Heureux les pauvres
Marcel Domergue, jésuite, commente les Béatitudes rapportées dans l’Évangile selon saint Matthieu. Un commentaire des lectures bibliques du 4e dimanche ordinaire, année A : Sophonie 2.3 ;3.12-13, psaume 145, 1 Corinthiens 1,26-31 et Matthieu 5,1-12a. Les huit béatitudes sont des «parallélismes synonymiques» : pauvres, doux, ceux qui pleurent, etc. sont des expressions équivalentes ; idem pour obtenir le royaume, posséder la terre promise, être consolé, etc. En d'autres termes, si vous voulez savoir ce que signifie « être pauvre de cœur », méditez les huit formulations. Vous apprendrez aussi ce qu'est le « Royaume des cieux », expression qui encadre les béatitudes et se détaille en « terre promise, être consolé, être rassasié, obtenir miséricorde, voir Dieu ». Jésus nous met ainsi en face de deux sagesses, deux manières de concevoir et d'aborder la vie.

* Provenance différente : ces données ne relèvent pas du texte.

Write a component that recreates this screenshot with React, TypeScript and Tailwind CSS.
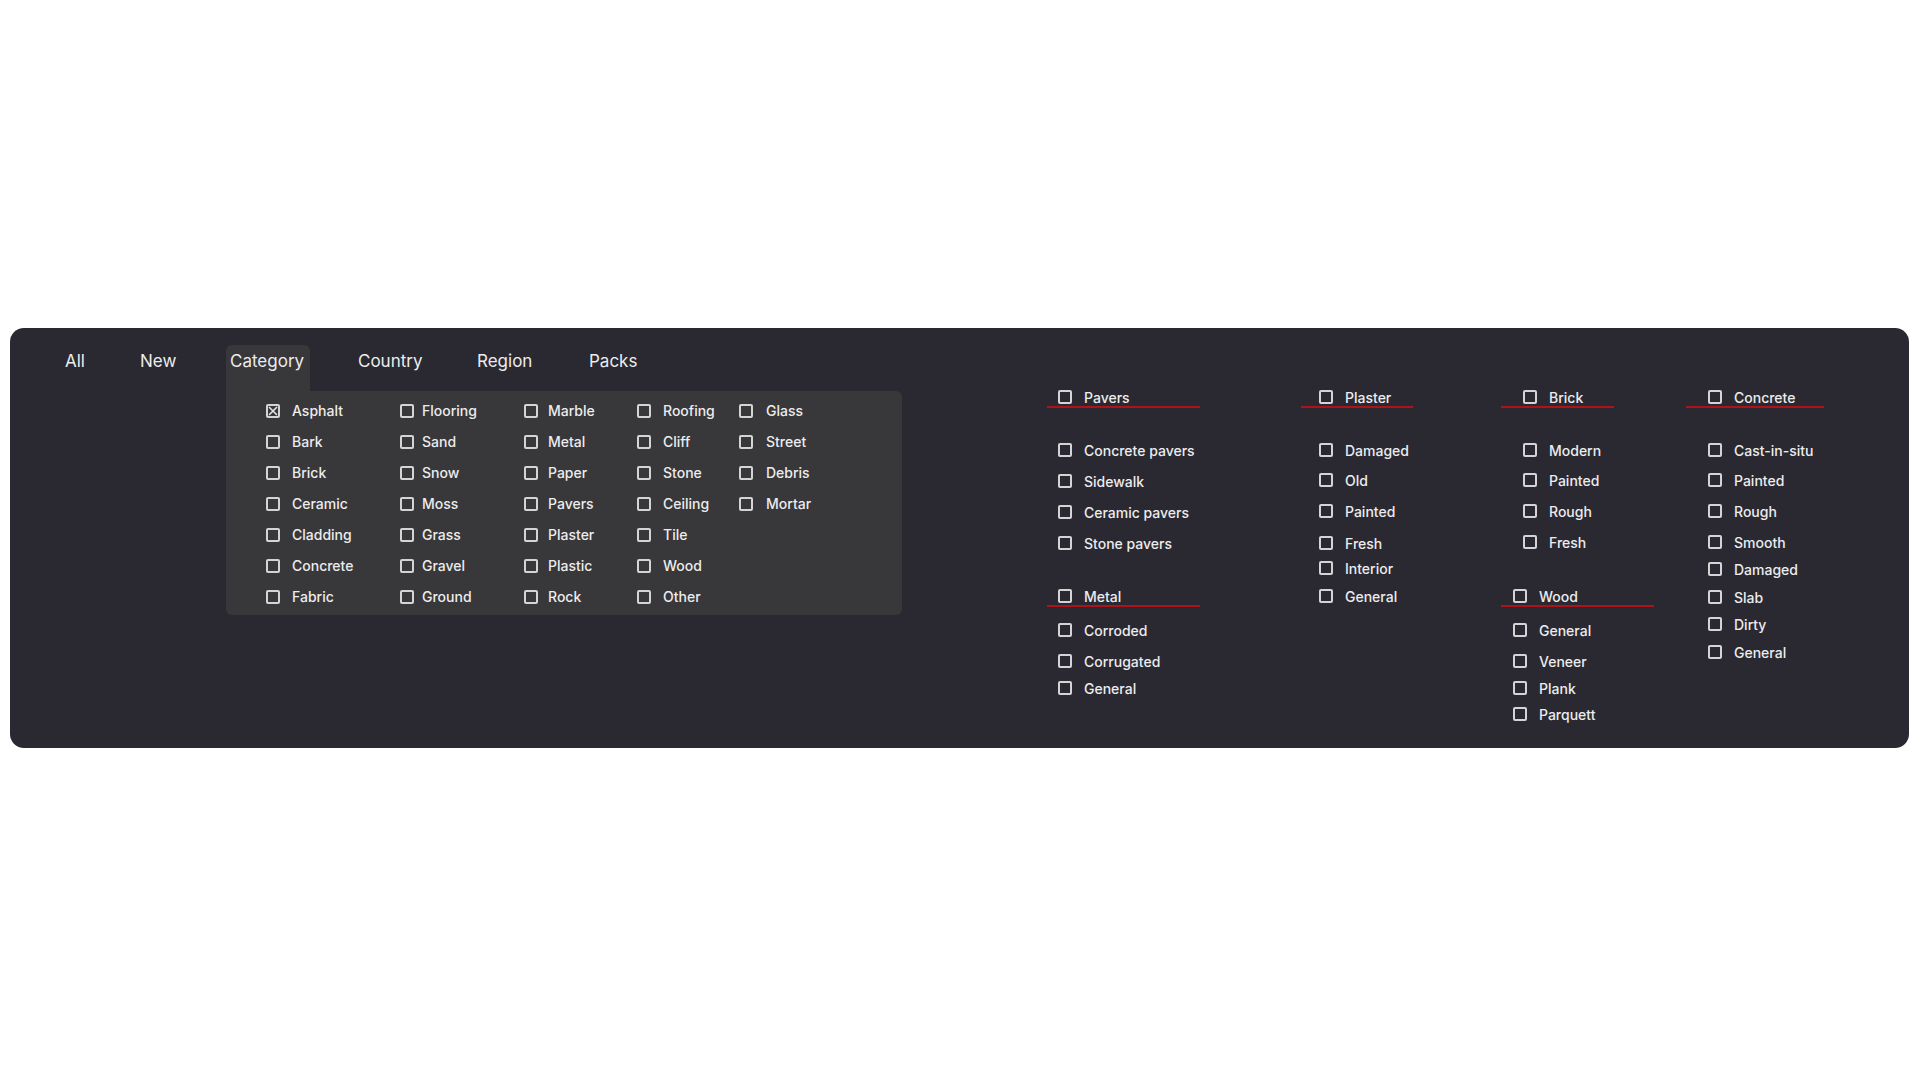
import { ReactNode } from "react";

type Item = { label: string; mt: string };

function Box({ checked = false }: { checked?: boolean }) {
  return (
    <span className="relative flex h-[14px] w-[14px] shrink-0 items-center justify-center rounded-[2px] border-2 border-[#d4d4d6]">
      {checked && (
        <svg className="h-[10px] w-[10px]" viewBox="0 0 10 10" fill="none" stroke="#e4e4e6" strokeWidth={1.6}>
          <path d="M1 1l8 8M9 1l-8 8" />
        </svg>
      )}
    </span>
  );
}

const menuCols: { w: string; gap: string; items: string[] }[] = [
  { w: "w-[134px]", gap: "gap-3", items: ["Asphalt", "Bark", "Brick", "Ceramic", "Cladding", "Concrete", "Fabric"] },
  { w: "w-[124px]", gap: "gap-[8px]", items: ["Flooring", "Sand", "Snow", "Moss", "Grass", "Gravel", "Ground"] },
  { w: "w-[113px]", gap: "gap-[10px]", items: ["Marble", "Metal", "Paper", "Pavers", "Plaster", "Plastic", "Rock"] },
  { w: "w-[102px]", gap: "gap-3", items: ["Roofing", "Cliff", "Stone", "Ceiling", "Tile", "Wood", "Other"] },
  { w: "w-[120px]", gap: "gap-[13px]", items: ["Glass", "Street", "Debris", "Mortar"] },
];

function Header({ label, w, pl, mt = "" }: { label: string; w: string; pl: string; mt?: string }) {
  return (
    <div className={`flex h-[20px] items-center gap-3 border-b-2 border-[#b0121a] ${w} ${pl} ${mt}`}>
      <Box />
      <span>{label}</span>
    </div>
  );
}

function Rows({ items, pl }: { items: Item[]; pl: string }) {
  return (
    <>
      {items.map(it => (
        <div key={it.label + it.mt} className={`flex h-[20px] items-center gap-3 ${pl} ${it.mt}`}>
          <Box />
          <span>{it.label}</span>
        </div>
      ))}
    </>
  );
}

function Tab({ w, children, active = false }: { w: string; children: ReactNode; active?: boolean }) {
  return (
    <div className={`h-[46px] pl-1 pt-[4px] leading-[24px] ${w} ${active ? "rounded-t-md bg-[#383739]" : ""}`}>
      {children}
    </div>
  );
}

export default function App() {
  return (
    <div className="min-h-screen bg-white pt-[328px] font-['Inter',sans-serif] text-[#ececee]">
      <div className="ml-[10px] flex h-[420px] w-[1899px] rounded-[14px] bg-[#2a2931]">
        {/* tabs + category dropdown */}
        <div className="w-[1037px] shrink-0 pl-[51px] pt-[17px]">
          <div className="flex items-start text-[17px]">
            <Tab w="w-[75px]">All</Tab>
            <Tab w="w-[90px]">New</Tab>
            <div className="relative">
              <Tab w="w-[84px]" active>
                Category
              </Tab>
              <div className="absolute left-0 top-full flex h-[224px] w-[676px] rounded-b-md rounded-tr-md bg-[#383739] pl-[40px] pt-[4px] text-[14px] font-medium">
                {menuCols.map((col, ci) => (
                  <div key={ci} className={`flex flex-col ${col.w}`}>
                    {col.items.map(label => (
                      <div key={label} className={`flex h-[31px] items-center ${col.gap}`}>
                        <Box checked={label === "Asphalt"} />
                        <span>{label}</span>
                      </div>
                    ))}
                  </div>
                ))}
              </div>
            </div>
            <div className="w-[44px]" />
            <Tab w="w-[119px]">Country</Tab>
            <Tab w="w-[112px]">Region</Tab>
            <Tab w="w-[80px]">Packs</Tab>
          </div>
        </div>

        {/* sub categories */}
        <div className="flex flex-1 pt-[60px] text-[14px] font-medium">
          <div className="flex w-[254px] flex-col">
            <Header label="Pavers" w="w-[153px]" pl="pl-[11px]" />
            <Rows
              pl="pl-[11px]"
              items={[
                { label: "Concrete pavers", mt: "mt-[32px]" },
                { label: "Sidewalk", mt: "mt-[11px]" },
                { label: "Ceramic pavers", mt: "mt-[11px]" },
                { label: "Stone pavers", mt: "mt-[11px]" },
              ]}
            />
            <Header label="Metal" w="w-[153px]" pl="pl-[11px]" mt="mt-[34px]" />
            <Rows
              pl="pl-[11px]"
              items={[
                { label: "Corroded", mt: "mt-[13px]" },
                { label: "Corrugated", mt: "mt-[11px]" },
                { label: "General", mt: "mt-[7px]" },
              ]}
            />
          </div>

          <div className="flex w-[200px] flex-col">
            <Header label="Plaster" w="w-[112px]" pl="pl-[18px]" />
            <Rows
              pl="pl-[18px]"
              items={[
                { label: "Damaged", mt: "mt-[32px]" },
                { label: "Old", mt: "mt-[10px]" },
                { label: "Painted", mt: "mt-[11px]" },
                { label: "Fresh", mt: "mt-[12px]" },
                { label: "Interior", mt: "mt-[5px]" },
                { label: "General", mt: "mt-[8px]" },
              ]}
            />
          </div>

          <div className="flex w-[185px] flex-col">
            <Header label="Brick" w="w-[113px]" pl="pl-[22px]" />
            <Rows
              pl="pl-[22px]"
              items={[
                { label: "Modern", mt: "mt-[32px]" },
                { label: "Painted", mt: "mt-[10px]" },
                { label: "Rough", mt: "mt-[11px]" },
                { label: "Fresh", mt: "mt-[11px]" },
              ]}
            />
            <Header label="Wood" w="w-[153px]" pl="pl-[12px]" mt="mt-[35px]" />
            <Rows
              pl="pl-[12px]"
              items={[
                { label: "General", mt: "mt-[13px]" },
                { label: "Veneer", mt: "mt-[11px]" },
                { label: "Plank", mt: "mt-[7px]" },
                { label: "Parquett", mt: "mt-[6px]" },
              ]}
            />
          </div>

          <div className="flex flex-1 flex-col">
            <Header label="Concrete" w="w-[138px]" pl="pl-[22px]" />
            <Rows
              pl="pl-[22px]"
              items={[
                { label: "Cast-in-situ", mt: "mt-[32px]" },
                { label: "Painted", mt: "mt-[10px]" },
                { label: "Rough", mt: "mt-[11px]" },
                { label: "Smooth", mt: "mt-[11px]" },
                { label: "Damaged", mt: "mt-[7px]" },
                { label: "Slab", mt: "mt-[8px]" },
                { label: "Dirty", mt: "mt-[7px]" },
                { label: "General", mt: "mt-[8px]" },
              ]}
            />
          </div>
        </div>
      </div>
    </div>
  );
}
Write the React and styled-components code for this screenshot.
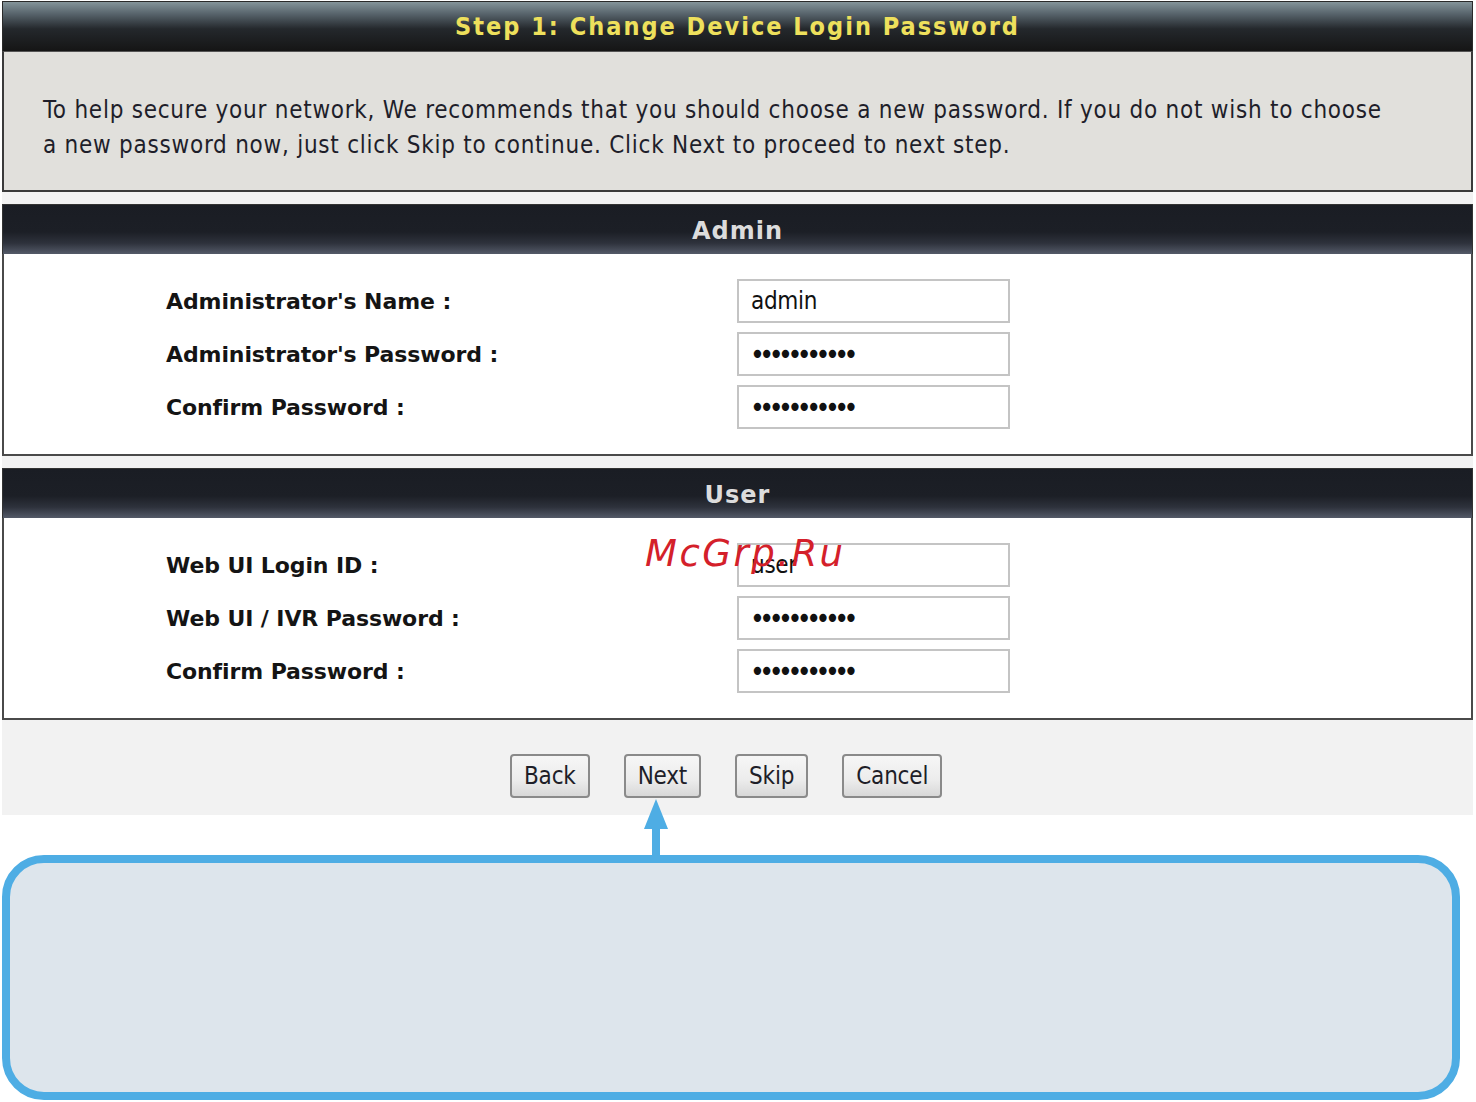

Chaque béatitude renvoie en effet à son contraire : riches de cœur, violents, satisfaits, etc. Ce texte, qui ressemble au Magnificat, ne nous parle pas de la pauvreté matérielle, qui n'est pas une « vertu » mais un mal qu'il faut supporter quelquefois, combattre toujours.
«Que cherchez-vous ?»
C'est la première question que Jésus pose à ses disciples, en Jean 1, 38. Question fondamentale. Où va réellement notre désir ? Sous son apparence «morale», cette question recouvre en réalité un enjeu de foi : celui qui ne croit pas vraiment que Dieu est amour ne peut se sentir en sécurité que s'il accumule autour de lui des assurances. Plus il possède, plus il se fortifie dans l'illusion de sa propre valeur. Plus il domine les autres, s'il le faut par la violence avouée ou cachée, moins il a besoin de Dieu, qu'il se rend incapable de «voir». La richesse peut prendre diverses formes : on peut mettre au-dessus de tout sa compétence professionnelle, sa beauté, sa force physique... et même ses vertus morales, sa «vie spirituelle», en laquelle on peut prétendre trouver sa sécurité. Tout ce que nous croyons posséder devient aussitôt idole et remplace pour nous le « Royaume de Dieu ». Le pauvre n'est pas celui qui a peu mais celui qui sait qu'il n'est propriétaire de rien.
Le Christ pauvre
C'est le 4e évangile qui nous fait le mieux découvrir la pauvreté du Christ. Celui-ci dispose de beaucoup de choses qui sont des richesses étonnantes : son autorité en paroles et en actes, son pouvoir sur tout ce qui est hostile à l'homme, une sagesse indépassable, etc. Mais il ne possède rien de tout cela. Ses œuvres ? Ce sont celles du Père. Ses paroles ? Elles ne sont pas de lui mais de celui qui l'a envoyé. Il n'a rien à lui. Il est comme traversé par Dieu et c'est bien pour cela qu'il est transparent et qu'en lui nous pouvons découvrir la présence et l'action du Père. Cela vaut pour nous. Paul dira : « Possédant comme ne possédant pas » (1 Corinthiens 7,30-31). Là se trouve le secret de la vraie pauvreté évangélique : nous ne possédons pas parce que notre trésor est ailleurs, dans la miséricorde qui nous fait partager, dans la douceur qui surmonte notre violence, dans la faim et la soif de la justice.